Jews were a serious minority in France. They had no political clout. They could have gone on being oppressed and have posed no threat to Napoleon, and saving them did abosolutely no good to the emperor and his power. In fact, it caused
Napoleon’s boyfriend Tsar Alexander to protest France and Napoleon’s rule, because we all know how much Russians hate Jews.
So basically, Napoleon’s sympathy toward the Jews was out of the kindness of his heart.
HAVE YOU EVER HEARD OF ANYTHING LIKE IT?
God I love him so much.
You’re a good man, Bonaparte.
I suppose someday I should address the thousands of soldiers he just let die in battle.
A good man.
Like many of us, when he was growing up, Napoleon hated the French, because they took over his home island of Corsica. That might explain his compulsion to take over territories, but not why he chose to glorify France in the process. You weirdo, Napoleon. I love you.
Many myths about Napoleon’s life have been perpetuated throughout history. The most enduring ones seem to be about his height. In fact, a video we watched in AP European History stated that Napoleon was 5’2”. If you don’t have measuring tape near you, just go ahead and assume that he was shorter than you are. That’s…pretty short, guys.
But according to the far more reliable Wikipedia, he was actually 5’7”, as I mentioned in the introductory post. That was “average height for the period.”

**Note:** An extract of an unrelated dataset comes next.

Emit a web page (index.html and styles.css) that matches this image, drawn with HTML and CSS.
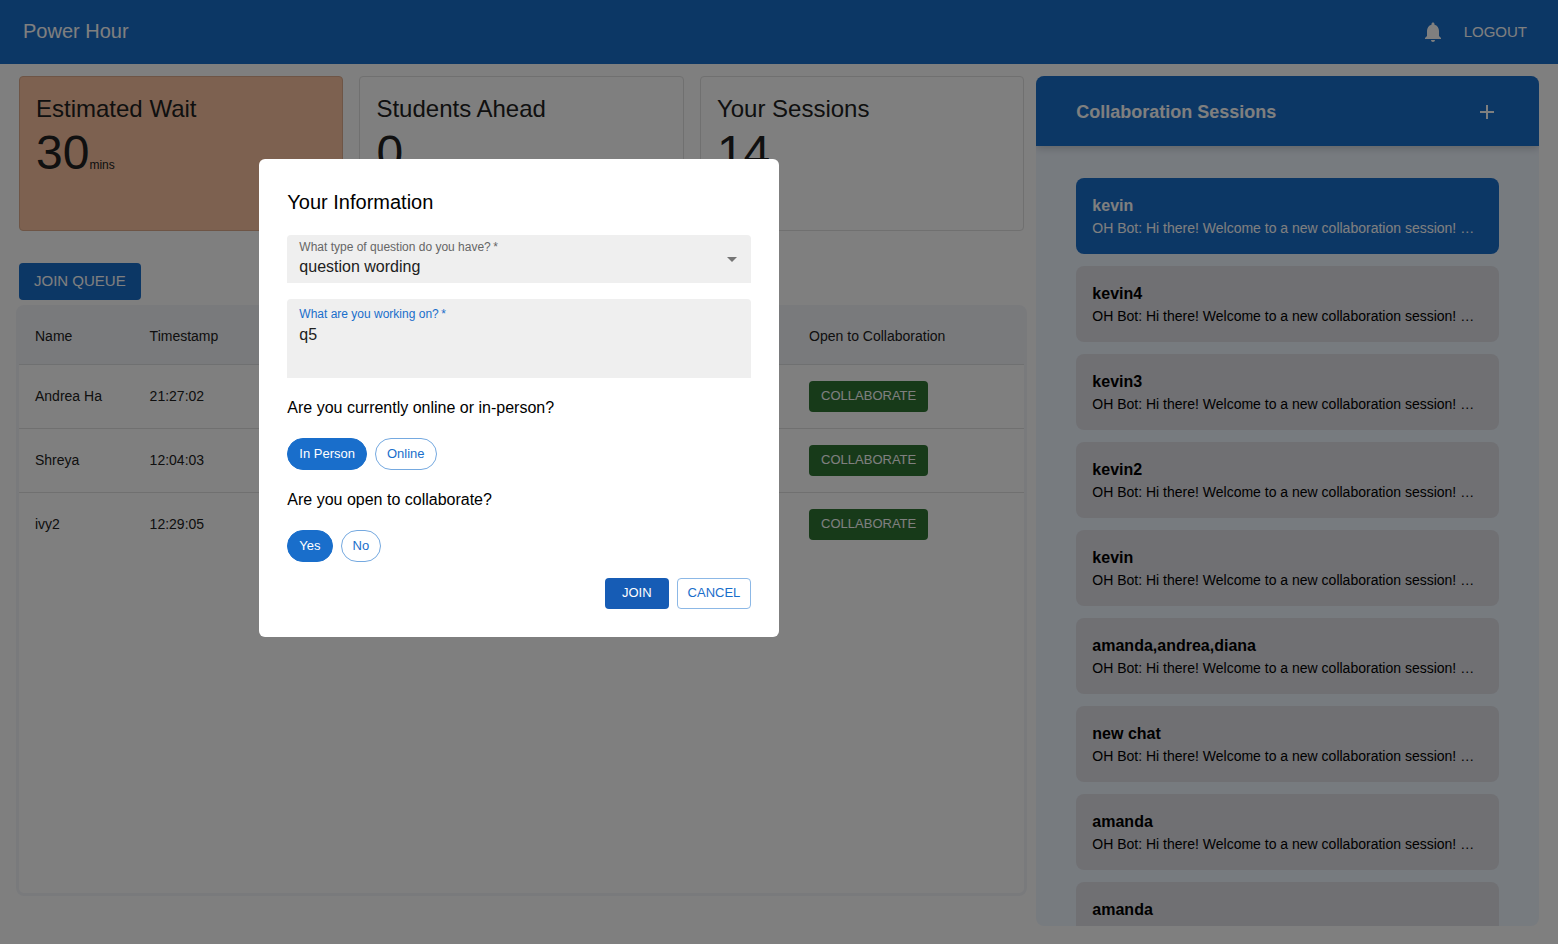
FILE: index.html
```html
<!DOCTYPE html>
<html lang="en">
<head>
<meta charset="utf-8">
<meta name="viewport" content="width=device-width, initial-scale=1">
<title>Power Hour</title>
<link rel="stylesheet" href="styles.css">
</head>
<body>
<header class="topbar">
  <h1 class="brand">Power Hour</h1>
  <div class="topbar-actions">
    <button class="icon-button" type="button" aria-label="Notifications">
      <svg class="icon" viewBox="0 0 24 24"><path d="M12 22c1.100 0 2-.9 2-2h-4c0 1.100.89 2 2 2zm6-6v-5c0-3.070-1.640-5.640-4.500-6.320V4c0-.83-.67-1.500-1.500-1.500s-1.500.67-1.500 1.500v.68C7.630 5.360 6 7.920 6 11v5l-2 2v1h16v-1l-2-2z"/></svg>
    </button>
    <button class="text-button" type="button">LOGOUT</button>
  </div>
</header>

<main class="page">
  <section class="queue">
    <div class="cards">
      <article class="card card-wait">
        <h2 class="card-title">Estimated Wait</h2>
        <p class="card-value">30<span class="card-unit">mins</span></p>
      </article>
      <article class="card">
        <h2 class="card-title">Students Ahead</h2>
        <p class="card-value">0</p>
      </article>
      <article class="card">
        <h2 class="card-title">Your Sessions</h2>
        <p class="card-value">14</p>
      </article>
    </div>
    <div class="queue-actions">
      <button class="button button-large" type="button">JOIN QUEUE</button>
    </div>
    <div class="table-frame">
      <table class="table">
        <colgroup><col class="col-name"><col><col class="col-open"></colgroup>
        <thead>
          <tr><th>Name</th><th>Timestamp</th><th>Open to Collaboration</th></tr>
        </thead>
        <tbody>
          <tr><td>Andrea Ha</td><td>21:27:02</td><td><button class="button button-green" type="button">COLLABORATE</button></td></tr>
          <tr><td>Shreya</td><td>12:04:03</td><td><button class="button button-green" type="button">COLLABORATE</button></td></tr>
          <tr><td>ivy2</td><td>12:29:05</td><td><button class="button button-green" type="button">COLLABORATE</button></td></tr>
        </tbody>
      </table>
    </div>
  </section>

  <aside class="sessions">
    <div class="sessions-header">
      <h2 class="sessions-title">Collaboration Sessions</h2>
      <button class="icon-button" type="button" aria-label="New session">
        <svg class="icon" viewBox="0 0 24 24"><path d="M19 13h-6v6h-2v-6H5v-2h6V5h2v6h6v2z"/></svg>
      </button>
    </div>
    <div class="sessions-list">
      <button class="session session-active" type="button"><span class="session-name">kevin</span><span class="session-text">OH Bot: Hi there! Welcome to a new collaboration session! …</span></button>
      <button class="session" type="button"><span class="session-name">kevin4</span><span class="session-text">OH Bot: Hi there! Welcome to a new collaboration session! …</span></button>
      <button class="session" type="button"><span class="session-name">kevin3</span><span class="session-text">OH Bot: Hi there! Welcome to a new collaboration session! …</span></button>
      <button class="session" type="button"><span class="session-name">kevin2</span><span class="session-text">OH Bot: Hi there! Welcome to a new collaboration session! …</span></button>
      <button class="session" type="button"><span class="session-name">kevin</span><span class="session-text">OH Bot: Hi there! Welcome to a new collaboration session! …</span></button>
      <button class="session" type="button"><span class="session-name">amanda,andrea,diana</span><span class="session-text">OH Bot: Hi there! Welcome to a new collaboration session! …</span></button>
      <button class="session" type="button"><span class="session-name">new chat</span><span class="session-text">OH Bot: Hi there! Welcome to a new collaboration session! …</span></button>
      <button class="session" type="button"><span class="session-name">amanda</span><span class="session-text">OH Bot: Hi there! Welcome to a new collaboration session! …</span></button>
      <button class="session" type="button"><span class="session-name">amanda</span></button>
    </div>
  </aside>
</main>

<div class="backdrop">
  <form class="dialog" role="dialog" aria-modal="true" aria-labelledby="dialog-title">
    <h2 class="dialog-title" id="dialog-title">Your Information</h2>
    <div class="field">
      <label class="field-label" for="question-type">What type of question do you have?&#8201;*</label>
      <select class="field-select" id="question-type">
        <option>question wording</option>
      </select>
      <svg class="icon field-arrow" viewBox="0 0 24 24"><path d="m7 10 5 5 5-5z"/></svg>
    </div>
    <div class="field field-multiline">
      <label class="field-label field-label-active" for="working-on">What are you working on?&#8201;*</label>
      <textarea class="field-textarea" id="working-on">q5</textarea>
    </div>
    <div class="choice">
      <p class="choice-title">Are you currently online or in-person?</p>
      <div class="chips">
        <button class="chip chip-selected" type="button" aria-pressed="true">In Person</button>
        <button class="chip" type="button" aria-pressed="false">Online</button>
      </div>
    </div>
    <div class="choice">
      <p class="choice-title">Are you open to collaborate?</p>
      <div class="chips">
        <button class="chip chip-selected" type="button" aria-pressed="true">Yes</button>
        <button class="chip" type="button" aria-pressed="false">No</button>
      </div>
    </div>
    <div class="dialog-actions">
      <button class="button button-join" type="button">JOIN</button>
      <button class="button button-outlined" type="button">CANCEL</button>
    </div>
  </form>
</div>
</body>
</html>
```
FILE: styles.css
```css
:root {
  --primary: #196ecb;
  --primary-dark: #165cb5;
  --text: #212121;
}

* {
  box-sizing: border-box;
}

body {
  margin: 0;
  background: #fff;
  color: var(--text);
  font-family: "Liberation Sans", Arial, sans-serif;
  font-size: 14px;
}

h1, h2, p {
  margin: 0;
  font-weight: 400;
}

button, select, textarea {
  font: inherit;
  color: inherit;
}

button {
  border: 0;
  padding: 0;
  background: none;
  cursor: pointer;
}

.icon {
  display: block;
  width: 24px;
  height: 24px;
  fill: currentColor;
}

.topbar {
  display: flex;
  align-items: center;
  justify-content: space-between;
  height: 64px;
  padding: 0 31px 0 23px;
  background: var(--primary);
  color: #fff;
}

.brand {
  padding-bottom: 2px;
  font-size: 20px;
}

.topbar-actions {
  display: flex;
  align-items: center;
  gap: 19px;
}

.text-button {
  padding-bottom: 2px;
  font-size: 15px;
}

.page {
  display: grid;
  grid-template-columns: minmax(0, 2fr) minmax(0, 1fr);
  gap: 12px;
  height: calc(100vh - 64px);
  padding: 12px 19px 18px;
}

.queue {
  display: flex;
  flex-direction: column;
  min-height: 0;
  padding-bottom: 30px;
}

.cards {
  display: grid;
  grid-template-columns: repeat(3, 1fr);
  gap: 16px;
}

.card {
  min-height: 155px;
  padding: 16px;
  border: 1px solid #e0e0e0;
  border-radius: 4px;
}

.card-wait {
  background: #fbc3a1;
  border-color: #dcab8d;
}

.card-title {
  font-size: 24px;
  line-height: 32px;
}

.card-value {
  font-size: 48px;
  line-height: 56px;
}

.card-unit {
  font-size: 12px;
}

.queue-actions {
  padding: 32px 0 5px;
}

.button {
  height: 31px;
  padding: 0 10px 2px;
  border-radius: 4px;
  background: var(--primary);
  color: #fff;
  font-size: 13px;
}

.button-large {
  display: block;
  height: 37px;
  padding: 0 15px 2px;
  font-size: 15px;
}

.button-green {
  display: block;
  padding: 0 12px 2px;
  background: #2e7532;
}

.button-join {
  padding: 0 17px 2px;
  background: var(--primary-dark);
}

.button-outlined {
  border: 1px solid #8cb8e6;
  background: #fff;
  color: var(--primary);
}

.table-frame {
  flex: 1;
  margin: 0 -3px;
  border: 3px solid #f3f5f9;
  border-radius: 8px;
}

.table {
  width: 100%;
  border-collapse: collapse;
  table-layout: fixed;
}

.col-name {
  width: 11.4%;
}

.col-open {
  width: 23%;
}

.table th {
  height: 56px;
  padding: 0 16px;
  border-bottom: 1px solid #dfe0e2;
  background: #f3f5f9;
  font-weight: 400;
  text-align: left;
}

.table td {
  height: 64px;
  padding: 0 16px;
  border-bottom: 1px solid #e0e0e0;
}

.table tr:last-child td {
  border-bottom: 0;
}

.sessions {
  display: flex;
  flex-direction: column;
  overflow: hidden;
  border-radius: 8px;
  background: #eff6ff;
}

.sessions-header {
  display: flex;
  flex: none;
  align-items: center;
  justify-content: space-between;
  height: 70px;
  padding: 2px 40px 0;
  background: var(--primary);
  box-shadow: 0 2px 8px rgba(0, 0, 0, 0.2);
  color: #fff;
}

.sessions-title {
  font-size: 18px;
  font-weight: 700;
}

.sessions-list {
  display: flex;
  flex: 1;
  flex-direction: column;
  gap: 12px;
  min-height: 0;
  overflow: hidden;
  padding: 32px 40px;
}

.session {
  display: flex;
  flex: none;
  flex-direction: column;
  padding: 16px;
  border-radius: 8px;
  background: #e0e1e7;
  color: #000;
  text-align: left;
}

.session-active {
  background: var(--primary);
  color: #fff;
}

.session-name {
  font-size: 16px;
  font-weight: 700;
  line-height: 24px;
}

.session-text {
  max-width: 100%;
  overflow: hidden;
  font-size: 14px;
  line-height: 20px;
  text-overflow: ellipsis;
  white-space: nowrap;
}

.backdrop {
  position: fixed;
  inset: 0;
  display: grid;
  grid-template-columns: 2fr 1fr;
  align-items: start;
  justify-items: center;
  padding-top: 159px;
  background: rgba(0, 0, 0, 0.5);
}

.dialog {
  display: flex;
  flex-direction: column;
  gap: 16px;
  width: 50%;
  min-width: 520px;
  padding: 28px;
  border-radius: 6px;
  background: #fff;
  color: #000;
}

.dialog-title {
  padding-bottom: 2px;
  font-size: 20px;
  line-height: 30px;
}

.field {
  position: relative;
  height: 48px;
  overflow: hidden;
  border-radius: 4px 4px 0 0;
  background: #efefef;
}

.field-multiline {
  height: 79px;
}

.field-label {
  position: absolute;
  top: 4px;
  left: 12px;
  color: #666;
  font-size: 12px;
  line-height: 16px;
}

.field-multiline .field-label {
  top: 7px;
}

.field-label-active {
  color: var(--primary);
}

.field-select {
  display: block;
  width: 100%;
  height: 100%;
  padding: 14px 32px 0 12px;
  border: 0;
  outline: 0;
  appearance: none;
  background: none;
  color: var(--text);
  font-size: 16px;
}

.field-arrow {
  position: absolute;
  top: 12px;
  right: 7px;
  color: #757575;
  pointer-events: none;
}

.field-textarea {
  display: block;
  width: 100%;
  height: 100%;
  padding: 24px 12px 8px;
  border: 0;
  outline: 0;
  resize: none;
  background: none;
  color: var(--text);
  font-size: 16px;
  line-height: 23px;
}

.choice {
  display: flex;
  flex-direction: column;
  gap: 16px;
}

.choice-title {
  font-size: 16px;
  line-height: 28px;
}

.chips {
  display: flex;
  gap: 8px;
}

.chip {
  height: 32px;
  padding: 0 11px 2px;
  border: 1px solid #75a9e0;
  border-radius: 16px;
  background: #fff;
  color: var(--primary);
  font-size: 13px;
}

.chip-selected {
  border-color: var(--primary);
  background: var(--primary);
  color: #fff;
}

.dialog-actions {
  display: flex;
  justify-content: flex-end;
  gap: 8px;
}
```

That may still seem short to many of you 6’ scoffasauruses. But many talented, attractive and downright badass men, even today, have been 5’7” or shorter.
- Elijah Wood (fantastic actor, great voice, cute in glasses)
- Tom Cruise (attractive, insane)
- Jon Stewart (hilarious, Jewish)
- Billy Joel (talented, universally appealing)
- Dustin Hoffman (vintage hot, crossdressed for a great movie)
- Elton John (nothing needs to be said)
- Seth Green. SETH GREEN. SETH MOTHERFUCKING GREEN.
In conclusion: if you make fun of Napoleon’s height, you’re also dissing these fine gentlemen.
Addendum: Seth Green’s attractiveness can hardly be contained in this post.